ORANGE (CNS) - Whenever there's a heat wave, authorities warn residents about the effects of the rising temperatures on infants or pets in cars, but an Orange County physician asked the public today (wed) to take notice of how much more dangerous it can be for the elderly.
Dr. Matthew Mullarky, a 60-year-old emergency room physician at St. Joseph Hospital in Orange, will sit in a hot car for about a half-hour Wednesday to show how the heat affects those advanced in age.
``I don't know that there's any statistic because it's kind of overlooked,'' Mullarky said of people leaving the elderly alone in a hot car.

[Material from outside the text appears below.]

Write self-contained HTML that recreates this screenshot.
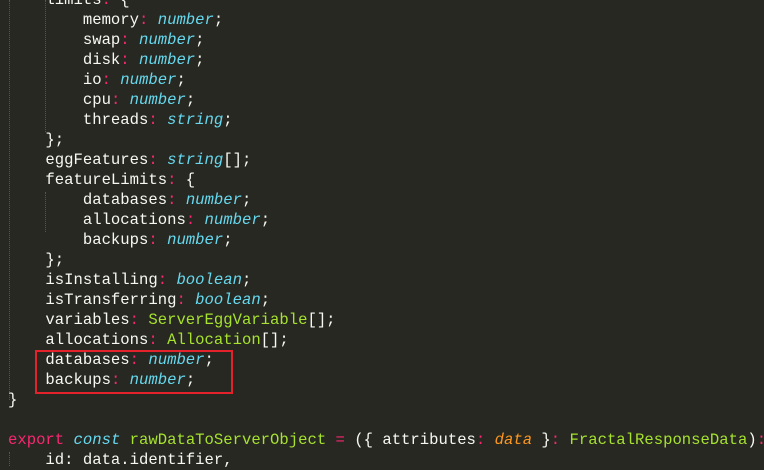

But it's an issue that should get more attention because with advances in medicine life expectancy is improving, Mullarky said.
``As our community is aging this is going to be potentially more of a frequent occurrence with caregivers and sometimes with family members taking people to appointments and going shopping, and with the elderly person not quite as mobile, they leave them in the car while they run a couple of errands,'' Mullarky said. The elderly can be more vulnerable to heat stroke because of medications they must take, Mullarky said.
``Simple things like antihistamine dry you out and you don't sweat as well and you won't dissipate the heat through evaporation as you normally would,'' he said. Some parents leave children in a car when they are fatigued, experts say.
``Sometimes with the kids, it's a matter of parents forgetting the child is with them,'' Mullarky said.
``They'll be doing a routine thing and the brain tricks them into thinking no one else is in the car with them.'' A child may have more capacity to verbalize their suffering and draw attention to it if left alone in a car in a public place, but some elderly who are mute wouldn't be able to draw the same help, Mullarky said. Mullarky plans to sit in a car and have his temperature and vital signs monitored.
``We'll keep the windows rolled up with no air conditioning and the car not running and try to see what the physical effects are,'' he said. Temperatures in cars can climb as high as 125 degrees, and 80 percent of that is reached in the first 10 minutes, Mullarky said.
``So leaving people in a car for a short period of time can have a physiological effect on them,'' he said.